I have been continuing to delve into material for the NEST series over the last couple of years. I’m not “done” with it yet, and the work has taken a much-needed autobiographical turn in the last year.

One of the things that’s been really interesting to me in that process is how many gaps and silences I’ve found in the ‘family narrative’.  So much I don’t know, that wasn’t ever spoken of, or only mentioned in passing.

How many things I remember hearing about, but on further investigation, find that the “real” story is a little different from what I was told (or remember). Official documents with dates that don’t jive with what I’d understood to be the accepted truth for one (or more) family members.

There’s also photos and their inscriptions which fill in some blanks; more often than not though, they raise more questions than they answer … and call more received ‘facts’ into question.

I am left to tease out stories and threads, contend with gaps, accept different sorts of loss, again. Few people left to fill in or clarify information.

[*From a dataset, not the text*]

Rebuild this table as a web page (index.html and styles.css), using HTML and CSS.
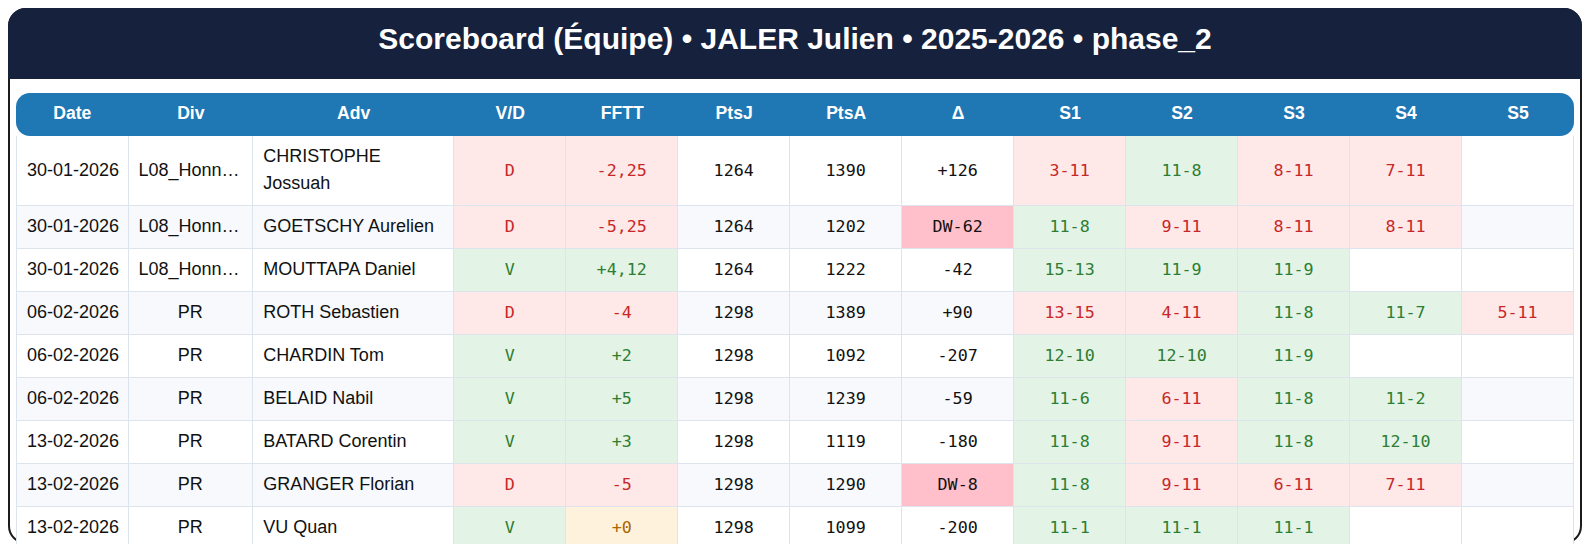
FILE: index.html
```html
<!DOCTYPE html>
<html lang="fr">
<head>
<meta charset="utf-8">
<title>Scoreboard</title>
<link rel="stylesheet" href="styles.css">
</head>
<body>
<div class="board">
  <div class="title">Scoreboard (Équipe) • JALER Julien • 2025-2026 • phase_2</div>
  <table class="scores">
    <colgroup>
      <col class="c-date"><col class="c-div"><col class="c-adv">
      <col><col><col><col><col><col><col><col><col><col>
    </colgroup>
    <thead>
      <tr><th>Date</th><th>Div</th><th>Adv</th><th>V/D</th><th>FFTT</th><th>PtsJ</th><th>PtsA</th><th>Δ</th><th>S1</th><th>S2</th><th>S3</th><th>S4</th><th>S5</th></tr>
    </thead>
    <tbody>
      <tr>
        <td>30-01-2026</td><td class="div">L08_Honneur</td><td class="adv">CHRISTOPHE Jossuah</td>
        <td class="m l">D</td><td class="m l">-2,25</td><td class="m">1264</td><td class="m">1390</td><td class="m">+126</td>
        <td class="m l">3-11</td><td class="m w">11-8</td><td class="m l">8-11</td><td class="m l">7-11</td><td class="m"></td>
      </tr>
      <tr class="alt">
        <td>30-01-2026</td><td class="div">L08_Honneur</td><td class="adv">GOETSCHY Aurelien</td>
        <td class="m l">D</td><td class="m l">-5,25</td><td class="m">1264</td><td class="m">1202</td><td class="m dw">DW-62</td>
        <td class="m w">11-8</td><td class="m l">9-11</td><td class="m l">8-11</td><td class="m l">8-11</td><td class="m"></td>
      </tr>
      <tr>
        <td>30-01-2026</td><td class="div">L08_Honneur</td><td class="adv">MOUTTAPA Daniel</td>
        <td class="m w">V</td><td class="m w">+4,12</td><td class="m">1264</td><td class="m">1222</td><td class="m">-42</td>
        <td class="m w">15-13</td><td class="m w">11-9</td><td class="m w">11-9</td><td class="m"></td><td class="m"></td>
      </tr>
      <tr class="alt">
        <td>06-02-2026</td><td class="div">PR</td><td class="adv">ROTH Sebastien</td>
        <td class="m l">D</td><td class="m l">-4</td><td class="m">1298</td><td class="m">1389</td><td class="m">+90</td>
        <td class="m l">13-15</td><td class="m l">4-11</td><td class="m w">11-8</td><td class="m w">11-7</td><td class="m l">5-11</td>
      </tr>
      <tr>
        <td>06-02-2026</td><td class="div">PR</td><td class="adv">CHARDIN Tom</td>
        <td class="m w">V</td><td class="m w">+2</td><td class="m">1298</td><td class="m">1092</td><td class="m">-207</td>
        <td class="m w">12-10</td><td class="m w">12-10</td><td class="m w">11-9</td><td class="m"></td><td class="m"></td>
      </tr>
      <tr class="alt">
        <td>06-02-2026</td><td class="div">PR</td><td class="adv">BELAID Nabil</td>
        <td class="m w">V</td><td class="m w">+5</td><td class="m">1298</td><td class="m">1239</td><td class="m">-59</td>
        <td class="m w">11-6</td><td class="m l">6-11</td><td class="m w">11-8</td><td class="m w">11-2</td><td class="m"></td>
      </tr>
      <tr>
        <td>13-02-2026</td><td class="div">PR</td><td class="adv">BATARD Corentin</td>
        <td class="m w">V</td><td class="m w">+3</td><td class="m">1298</td><td class="m">1119</td><td class="m">-180</td>
        <td class="m w">11-8</td><td class="m l">9-11</td><td class="m w">11-8</td><td class="m w">12-10</td><td class="m"></td>
      </tr>
      <tr class="alt">
        <td>13-02-2026</td><td class="div">PR</td><td class="adv">GRANGER Florian</td>
        <td class="m l">D</td><td class="m l">-5</td><td class="m">1298</td><td class="m">1290</td><td class="m dw">DW-8</td>
        <td class="m w">11-8</td><td class="m l">9-11</td><td class="m l">6-11</td><td class="m l">7-11</td><td class="m"></td>
      </tr>
      <tr>
        <td>13-02-2026</td><td class="div">PR</td><td class="adv">VU Quan</td>
        <td class="m w">V</td><td class="m z">+0</td><td class="m">1298</td><td class="m">1099</td><td class="m">-200</td>
        <td class="m w">11-1</td><td class="m w">11-1</td><td class="m w">11-1</td><td class="m"></td><td class="m"></td>
      </tr>
    </tbody>
  </table>
</div>
</body>
</html>
```

FILE: styles.css
```css
body {
  margin: 8px;
  background: #ffffff;
  font-family: "Liberation Sans", Arial, sans-serif;
  color: #111111;
}

.board {
  box-sizing: border-box;
  height: 536px;
  border: 2px solid #1c1c1c;
  border-radius: 18px;
  background: #ffffff;
}

.title {
  margin: -2px -2px 0;
  padding: 14px 20px 24px;
  background: #15213d;
  color: #ffffff;
  border-radius: 18px 18px 0 0;
  text-align: center;
  font-size: 30px;
  font-weight: bold;
  line-height: 33px;
}

.scores {
  margin: 13.5px 6px 0;
  width: 1558px;
  table-layout: fixed;
  border-collapse: separate;
  border-spacing: 0;
  font-size: 18px;
}

.c-date { width: 112.5px; }
.c-div { width: 124.7px; }
.c-adv { width: 201.1px; }

.scores th {
  background: #1f77b4;
  color: #ffffff;
  font-weight: bold;
  font-size: 17.6px;
  line-height: 27.4px;
  padding: 7.9px 10px;
  text-align: center;
}

.scores th:first-child { border-radius: 14px 0 0 14px; }
.scores th:last-child { border-radius: 0 14px 14px 0; }

.scores td {
  padding: 7.25px 10px;
  line-height: 27.5px;
  text-align: center;
  vertical-align: middle;
  white-space: nowrap;
  background: #ffffff;
  border-right: 1px solid #dde4ee;
  border-bottom: 1px solid #dde4ee;
  color: #111111;
}

.scores td:first-child { border-left: 1px solid #dde4ee; }

.scores tr.alt td { background: #f7f9fc; }

.scores td.div {
  overflow: hidden;
  text-overflow: ellipsis;
}

.scores td.adv {
  text-align: left;
  white-space: normal;
}

.scores td.m {
  font-family: "DejaVu Sans Mono", monospace;
  font-size: 16.7px;
}

.scores tr td.l { background: #ffe8e8; color: #c62828; }
.scores tr td.w { background: #e3f4e7; color: #2e7d32; }
.scores tr td.z { background: #fff2dc; color: #a86800; }
.scores tr td.dw { background: #ffc0cb; color: #111111; }
```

As I wade through this morass, and figure out exactly what to do with all of this raw material, I thought I’d share some of my finds.

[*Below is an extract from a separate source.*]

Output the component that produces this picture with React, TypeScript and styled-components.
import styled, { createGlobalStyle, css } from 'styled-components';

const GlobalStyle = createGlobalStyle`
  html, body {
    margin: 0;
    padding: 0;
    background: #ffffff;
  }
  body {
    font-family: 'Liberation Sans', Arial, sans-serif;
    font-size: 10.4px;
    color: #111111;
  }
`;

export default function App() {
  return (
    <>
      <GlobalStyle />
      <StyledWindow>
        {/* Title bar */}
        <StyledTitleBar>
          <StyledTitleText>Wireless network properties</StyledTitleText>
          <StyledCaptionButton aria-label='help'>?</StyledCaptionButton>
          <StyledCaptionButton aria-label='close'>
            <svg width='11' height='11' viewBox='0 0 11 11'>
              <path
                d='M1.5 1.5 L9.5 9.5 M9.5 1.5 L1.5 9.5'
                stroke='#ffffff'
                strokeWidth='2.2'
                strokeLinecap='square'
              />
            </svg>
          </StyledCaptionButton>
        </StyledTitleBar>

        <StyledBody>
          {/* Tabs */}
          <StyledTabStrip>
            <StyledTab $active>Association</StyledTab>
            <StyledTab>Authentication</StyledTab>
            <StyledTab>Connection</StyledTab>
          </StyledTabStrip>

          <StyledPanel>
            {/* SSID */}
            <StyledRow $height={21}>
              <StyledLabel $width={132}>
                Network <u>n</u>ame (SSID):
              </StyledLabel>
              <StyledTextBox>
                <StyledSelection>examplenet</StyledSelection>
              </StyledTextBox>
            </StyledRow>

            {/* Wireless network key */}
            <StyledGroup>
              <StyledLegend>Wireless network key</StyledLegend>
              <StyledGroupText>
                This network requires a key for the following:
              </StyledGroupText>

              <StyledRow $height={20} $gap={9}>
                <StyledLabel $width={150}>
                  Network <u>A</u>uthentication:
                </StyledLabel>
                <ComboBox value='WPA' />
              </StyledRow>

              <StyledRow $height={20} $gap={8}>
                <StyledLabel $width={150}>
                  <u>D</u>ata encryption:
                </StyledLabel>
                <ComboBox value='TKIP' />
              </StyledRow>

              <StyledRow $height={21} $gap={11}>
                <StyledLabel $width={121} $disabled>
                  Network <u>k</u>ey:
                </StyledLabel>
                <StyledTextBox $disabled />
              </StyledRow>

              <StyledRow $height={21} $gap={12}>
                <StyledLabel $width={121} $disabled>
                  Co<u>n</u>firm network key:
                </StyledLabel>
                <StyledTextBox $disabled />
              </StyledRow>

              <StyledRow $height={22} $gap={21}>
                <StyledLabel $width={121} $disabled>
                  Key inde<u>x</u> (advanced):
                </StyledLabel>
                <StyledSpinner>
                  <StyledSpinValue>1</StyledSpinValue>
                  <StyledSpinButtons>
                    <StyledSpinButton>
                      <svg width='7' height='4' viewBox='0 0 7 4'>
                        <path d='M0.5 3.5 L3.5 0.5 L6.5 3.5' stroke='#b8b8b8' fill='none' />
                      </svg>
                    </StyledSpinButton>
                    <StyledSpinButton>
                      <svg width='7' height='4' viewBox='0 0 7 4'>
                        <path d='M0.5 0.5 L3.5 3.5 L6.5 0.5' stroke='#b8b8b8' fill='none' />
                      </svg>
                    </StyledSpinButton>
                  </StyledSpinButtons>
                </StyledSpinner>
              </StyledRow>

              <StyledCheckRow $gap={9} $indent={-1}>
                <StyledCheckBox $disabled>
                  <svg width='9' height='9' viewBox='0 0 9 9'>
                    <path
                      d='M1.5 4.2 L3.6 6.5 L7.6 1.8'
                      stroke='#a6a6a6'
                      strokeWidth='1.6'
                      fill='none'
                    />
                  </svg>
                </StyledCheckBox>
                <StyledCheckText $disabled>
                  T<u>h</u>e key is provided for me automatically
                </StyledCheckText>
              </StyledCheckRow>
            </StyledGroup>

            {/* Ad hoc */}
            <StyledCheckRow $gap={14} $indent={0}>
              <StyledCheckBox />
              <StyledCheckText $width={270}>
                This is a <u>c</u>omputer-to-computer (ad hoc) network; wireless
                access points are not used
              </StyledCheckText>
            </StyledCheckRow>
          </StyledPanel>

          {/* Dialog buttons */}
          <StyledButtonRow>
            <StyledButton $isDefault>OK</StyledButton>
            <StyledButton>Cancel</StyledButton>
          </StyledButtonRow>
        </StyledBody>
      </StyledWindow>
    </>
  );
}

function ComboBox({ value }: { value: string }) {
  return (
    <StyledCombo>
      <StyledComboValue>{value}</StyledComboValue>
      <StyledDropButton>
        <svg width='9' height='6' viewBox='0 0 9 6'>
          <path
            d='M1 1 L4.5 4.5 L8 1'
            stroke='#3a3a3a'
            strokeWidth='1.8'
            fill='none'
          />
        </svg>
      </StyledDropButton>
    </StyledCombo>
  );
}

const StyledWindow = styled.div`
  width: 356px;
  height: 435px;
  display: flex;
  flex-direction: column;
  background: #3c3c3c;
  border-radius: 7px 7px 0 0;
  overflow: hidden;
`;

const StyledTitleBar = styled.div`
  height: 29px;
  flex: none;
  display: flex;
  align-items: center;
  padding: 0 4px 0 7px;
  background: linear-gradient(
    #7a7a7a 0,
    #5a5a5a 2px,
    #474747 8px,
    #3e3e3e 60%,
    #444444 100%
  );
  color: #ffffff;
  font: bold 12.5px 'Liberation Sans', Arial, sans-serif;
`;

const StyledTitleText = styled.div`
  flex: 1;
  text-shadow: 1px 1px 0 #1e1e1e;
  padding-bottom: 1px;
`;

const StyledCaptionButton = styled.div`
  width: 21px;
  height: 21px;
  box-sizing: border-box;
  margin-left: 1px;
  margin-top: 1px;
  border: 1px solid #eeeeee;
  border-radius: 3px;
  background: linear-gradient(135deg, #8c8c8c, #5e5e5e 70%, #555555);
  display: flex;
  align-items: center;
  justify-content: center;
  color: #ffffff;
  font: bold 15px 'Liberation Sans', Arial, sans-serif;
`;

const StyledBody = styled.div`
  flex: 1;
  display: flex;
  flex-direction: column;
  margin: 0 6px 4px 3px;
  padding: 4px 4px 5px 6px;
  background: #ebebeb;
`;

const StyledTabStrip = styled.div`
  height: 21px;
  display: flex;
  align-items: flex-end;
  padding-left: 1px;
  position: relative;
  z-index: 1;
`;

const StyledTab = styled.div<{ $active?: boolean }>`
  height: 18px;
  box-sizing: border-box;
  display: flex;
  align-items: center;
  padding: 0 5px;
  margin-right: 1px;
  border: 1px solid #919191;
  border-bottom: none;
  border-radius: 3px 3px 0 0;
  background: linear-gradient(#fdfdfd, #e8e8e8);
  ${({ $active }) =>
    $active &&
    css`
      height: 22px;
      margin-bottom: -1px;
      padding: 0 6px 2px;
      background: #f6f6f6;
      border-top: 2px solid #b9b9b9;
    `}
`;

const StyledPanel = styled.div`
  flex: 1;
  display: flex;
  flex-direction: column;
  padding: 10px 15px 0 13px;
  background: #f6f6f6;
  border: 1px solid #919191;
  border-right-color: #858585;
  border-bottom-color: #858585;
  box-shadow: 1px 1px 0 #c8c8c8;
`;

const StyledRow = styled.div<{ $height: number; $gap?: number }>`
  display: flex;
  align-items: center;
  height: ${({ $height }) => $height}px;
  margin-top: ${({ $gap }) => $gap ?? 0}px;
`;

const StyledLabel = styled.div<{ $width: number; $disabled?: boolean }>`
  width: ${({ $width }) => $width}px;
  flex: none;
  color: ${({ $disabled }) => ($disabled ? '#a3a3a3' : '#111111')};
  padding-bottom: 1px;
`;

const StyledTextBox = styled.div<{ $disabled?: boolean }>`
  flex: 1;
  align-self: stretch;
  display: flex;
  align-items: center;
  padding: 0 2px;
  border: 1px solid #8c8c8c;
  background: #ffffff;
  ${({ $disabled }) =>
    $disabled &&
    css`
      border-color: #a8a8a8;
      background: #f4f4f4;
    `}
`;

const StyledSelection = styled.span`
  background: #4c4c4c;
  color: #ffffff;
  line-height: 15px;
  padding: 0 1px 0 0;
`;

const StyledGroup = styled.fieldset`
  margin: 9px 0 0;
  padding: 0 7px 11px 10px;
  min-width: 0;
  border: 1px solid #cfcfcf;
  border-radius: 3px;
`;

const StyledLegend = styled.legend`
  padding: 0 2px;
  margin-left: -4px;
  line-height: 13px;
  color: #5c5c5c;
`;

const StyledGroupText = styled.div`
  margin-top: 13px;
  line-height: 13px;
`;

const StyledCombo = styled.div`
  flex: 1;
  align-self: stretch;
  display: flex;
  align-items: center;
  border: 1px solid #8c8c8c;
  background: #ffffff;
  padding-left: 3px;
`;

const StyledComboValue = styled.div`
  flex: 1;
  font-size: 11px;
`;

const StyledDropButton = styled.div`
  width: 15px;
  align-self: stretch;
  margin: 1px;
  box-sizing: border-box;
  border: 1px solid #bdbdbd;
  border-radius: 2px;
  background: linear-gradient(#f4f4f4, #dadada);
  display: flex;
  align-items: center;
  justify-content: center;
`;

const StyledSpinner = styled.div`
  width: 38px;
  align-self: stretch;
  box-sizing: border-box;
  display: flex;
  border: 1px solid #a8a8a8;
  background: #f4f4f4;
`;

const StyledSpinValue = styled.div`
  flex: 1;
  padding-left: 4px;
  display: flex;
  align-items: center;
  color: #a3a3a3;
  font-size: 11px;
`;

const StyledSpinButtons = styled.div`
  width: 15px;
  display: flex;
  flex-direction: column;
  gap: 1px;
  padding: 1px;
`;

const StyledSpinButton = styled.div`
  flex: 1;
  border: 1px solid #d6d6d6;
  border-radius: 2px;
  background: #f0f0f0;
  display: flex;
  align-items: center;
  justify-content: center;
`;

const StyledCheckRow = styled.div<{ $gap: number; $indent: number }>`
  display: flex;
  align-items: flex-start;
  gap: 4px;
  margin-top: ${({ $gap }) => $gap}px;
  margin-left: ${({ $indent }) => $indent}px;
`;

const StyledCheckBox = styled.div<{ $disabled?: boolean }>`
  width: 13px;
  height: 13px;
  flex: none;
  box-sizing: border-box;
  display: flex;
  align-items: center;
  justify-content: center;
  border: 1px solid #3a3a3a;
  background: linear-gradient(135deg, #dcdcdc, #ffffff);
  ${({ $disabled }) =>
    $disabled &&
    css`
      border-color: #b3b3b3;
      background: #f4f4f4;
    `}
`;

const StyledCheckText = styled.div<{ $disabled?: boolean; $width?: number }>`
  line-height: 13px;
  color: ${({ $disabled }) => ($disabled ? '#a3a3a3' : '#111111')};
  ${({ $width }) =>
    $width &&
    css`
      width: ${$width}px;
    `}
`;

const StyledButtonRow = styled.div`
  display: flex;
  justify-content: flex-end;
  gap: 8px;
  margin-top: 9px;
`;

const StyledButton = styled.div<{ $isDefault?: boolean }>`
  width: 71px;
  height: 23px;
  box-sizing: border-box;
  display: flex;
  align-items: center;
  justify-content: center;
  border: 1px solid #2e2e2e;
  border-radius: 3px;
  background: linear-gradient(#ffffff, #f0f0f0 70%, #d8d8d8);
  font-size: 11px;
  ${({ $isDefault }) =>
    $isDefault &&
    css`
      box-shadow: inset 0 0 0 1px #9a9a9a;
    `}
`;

So, to begin … some photos from my grandparents’ time:

This is the first home my father’s family had in Canada; a homestead in Highvale, Alberta. A far cry from the brick rowhouse in Tynemouth, Northumberland where my father and his siblings were born!

After some time in their first place, they were able to move to another house closer to Edmonton, on what was then called St. Albert Road. Still rural, to be sure, and at a time when travel was just as likely by horse and cart as by car (I was told the family had both).

This is my paternal Grandmother and Grandfather, Ethel and Alfred. I believe the photo was taken outside the St. Albert house.

I love this photo of my Grandmother and her friend; she seems happy, and it  looks as though they were having a great deal of fun on a summer’s day. That rose arbour is amazing … a bit of Jolly Olde England transplanted to the Canadian Prairie!

I don’t really remember her; not the sound of her voice or her laugh or her touch – just that she was small and birdlike. My grandparents lived with my parents and me in their old age, so it feels odd that I don’t have at least one clear memory of her. But then again, I was really young when she died.

My father as a young man, posing with his Mum. I don’t know if they were close, but it seems from this image that they might have been; he wasn’t inclined to hug people, so the fact that he’s hugging her speaks to a warm connection of some sort. She’s wearing his hat too, so it looks like they were close enough to kid around together.

 

 

I wish I’d known her better – it seems like she was quite a vibrant woman, with a sense of humour!  That grin (and the fact that she dressed up in my Grandfather’s old uniform for this photo) speaks volumes.

I wonder what stories she would tell me if she could, what her understanding of the world and its workings she would pass on … what she thought of coming here, to this country and it’s snow and space and enormous skies.

Her thread is but one I am attempting to pick up and trace, weave into my understanding of what and when and who and where.

And how all of that eventually brought me to here.